Posted
Hi.
I've been trying to follow and extrapolate from the 13-year-old video on Live Chord Detection ( https://www.youtube.com/watch?v=FfZygNUmFas ), but with poor results so far.
What I've seen: Synfire transport starting without my intent for that, long delays (multiple seconds) between playing notes and getting a detection, visual notes on the keyboard display accumulating and not clearing for the next chord, no ability to drag a detected chord into a progression.
So, my questions are:
- As observed by Cognitone, is Live Chord Detection in SF3 operating correctly?
- Is there a new location from which dragging into Progressions is to be done?
- Is the starting of the transport a bug?
- Are fixes needed for this feature?
- Should/could there be an updated video make on this subject?
I'm personally new to engaging with this feature, so the chance for user-error is high.
Still though, I'd rather avoid days of bashing my head against something if it in fact is not currently working correctly.
Thanks for whatever you can tell me!
So., 01.03.2026 - 19:57 Permalink
Synfire is using a voiceleading algorithm, but that's not the point here
Creating a chord progression with that lowered octave bass and then playing it back with the bass via 1?
Mi., 04.03.2026 - 09:51 Permalink
Live chord detection works as intended, as far as I have checked. It does indeed start a transport internally, but that's a Chords-Only transport that doesn't affect the arrangement. Of course, if you have a Sketch active, that will run and respond to detected chords (maybe that's what happened).
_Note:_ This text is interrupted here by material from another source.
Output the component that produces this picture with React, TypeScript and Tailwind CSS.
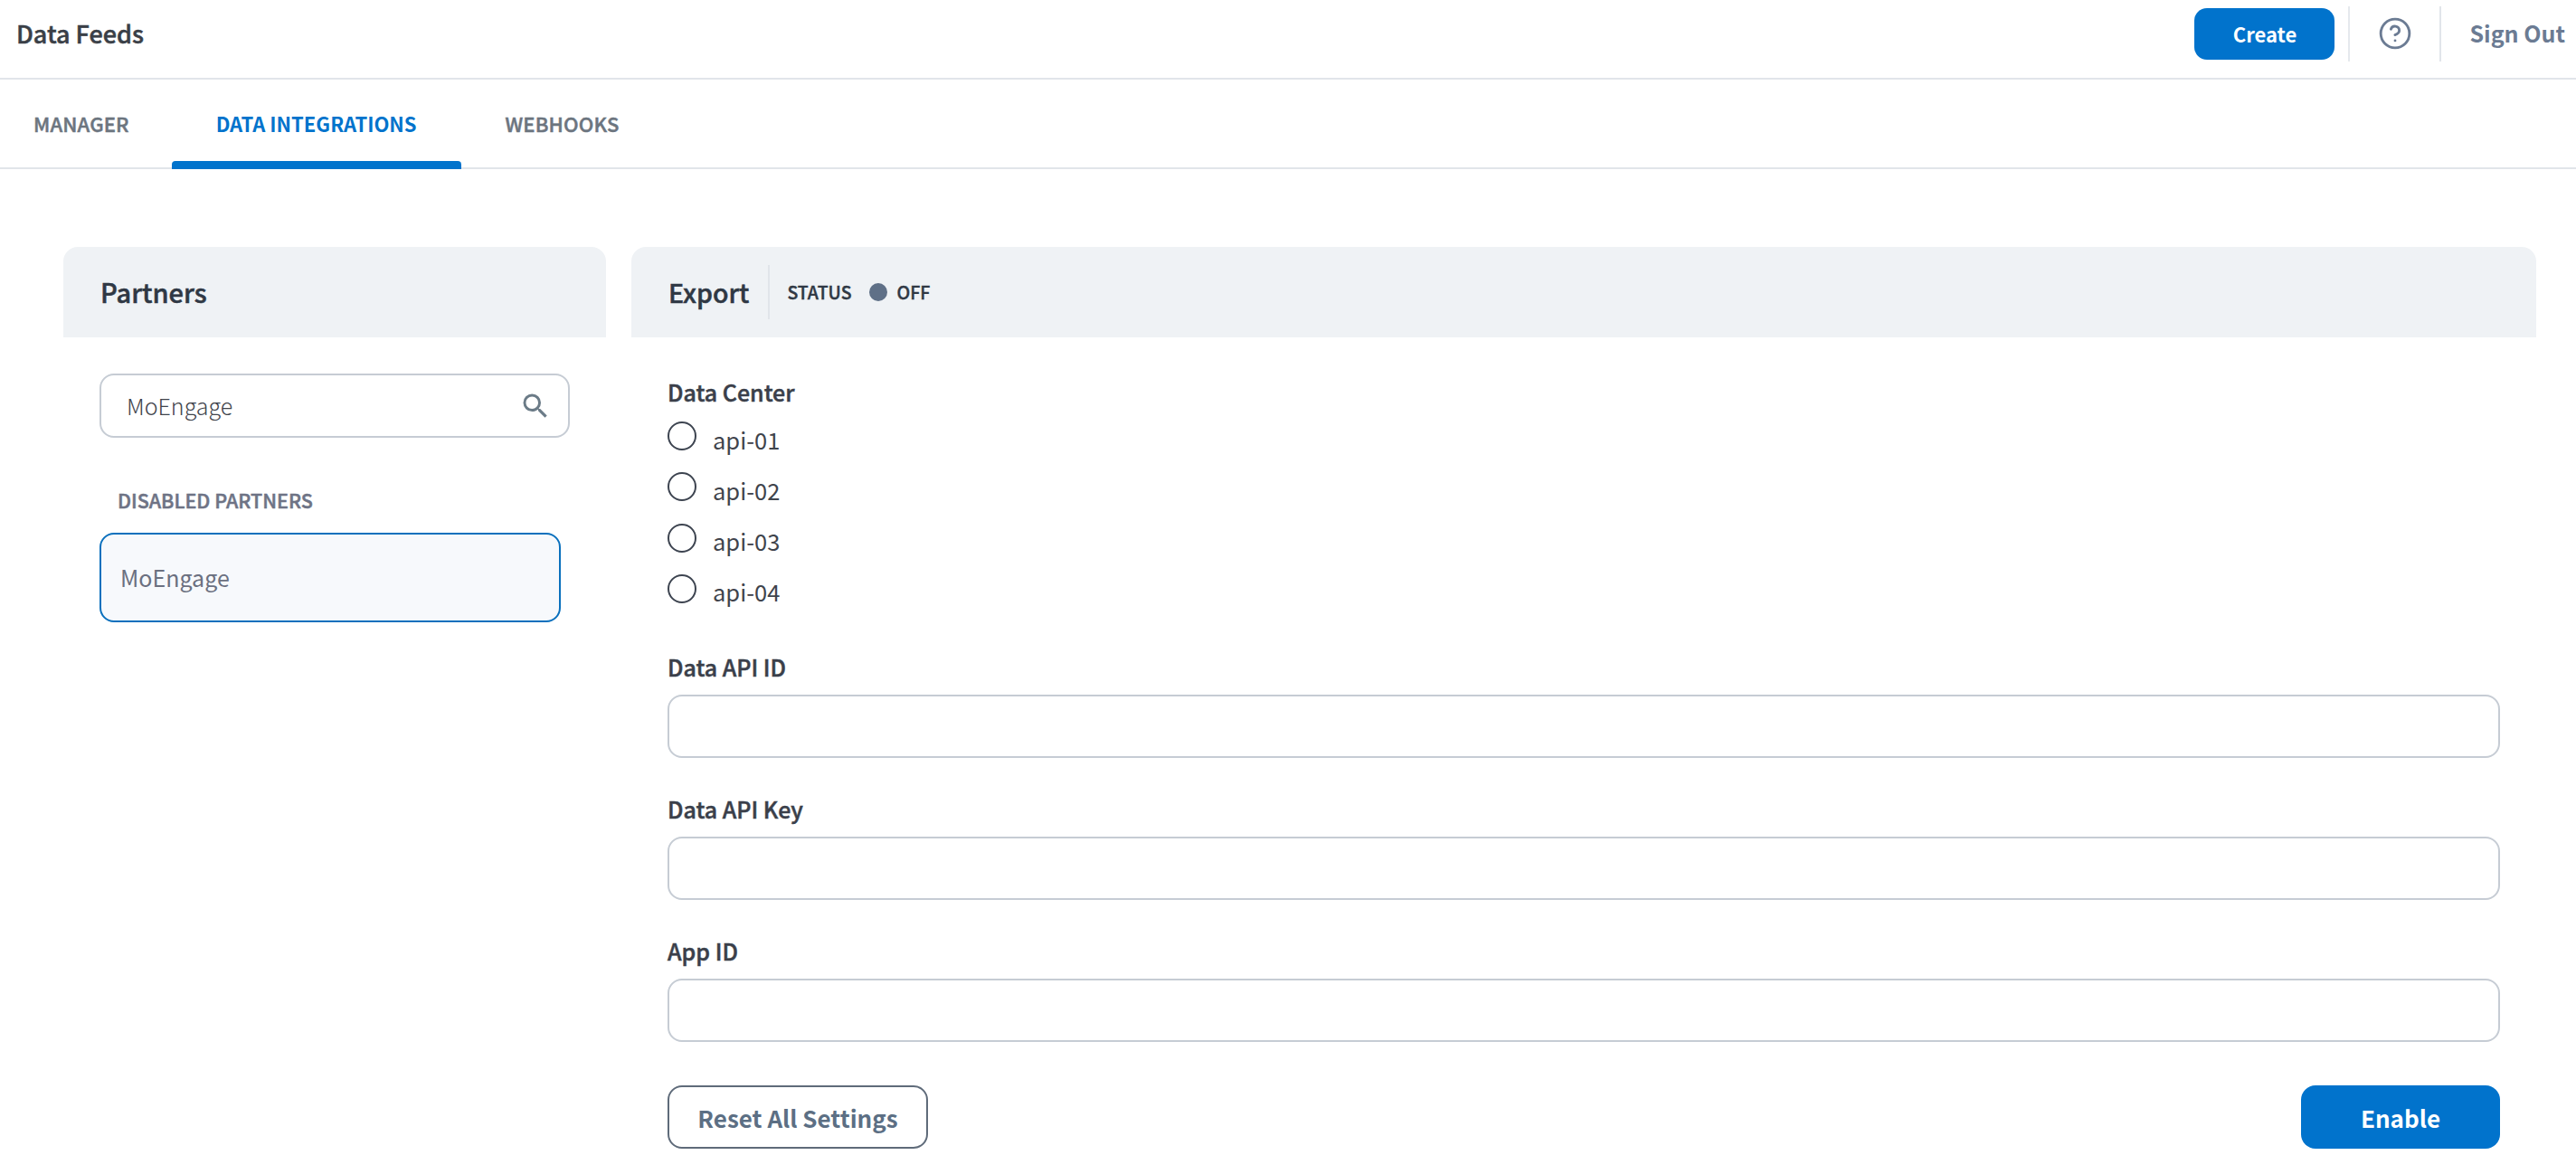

Beyond some latency there's no delay in the response. At least three different notes need to be depressed to trigger a new detection.
If you set a keyboard split in Preferences/MIDI, only the notes above the split will count. Notes below the split are interpreted as bass.

You grab'em by the .... hand ... and drop them on a progression.

Mi., 04.03.2026 - 09:56 Permalink
Oh and, yes that ancient video needs an update. Good opportunity to test our new tutorial maker tool.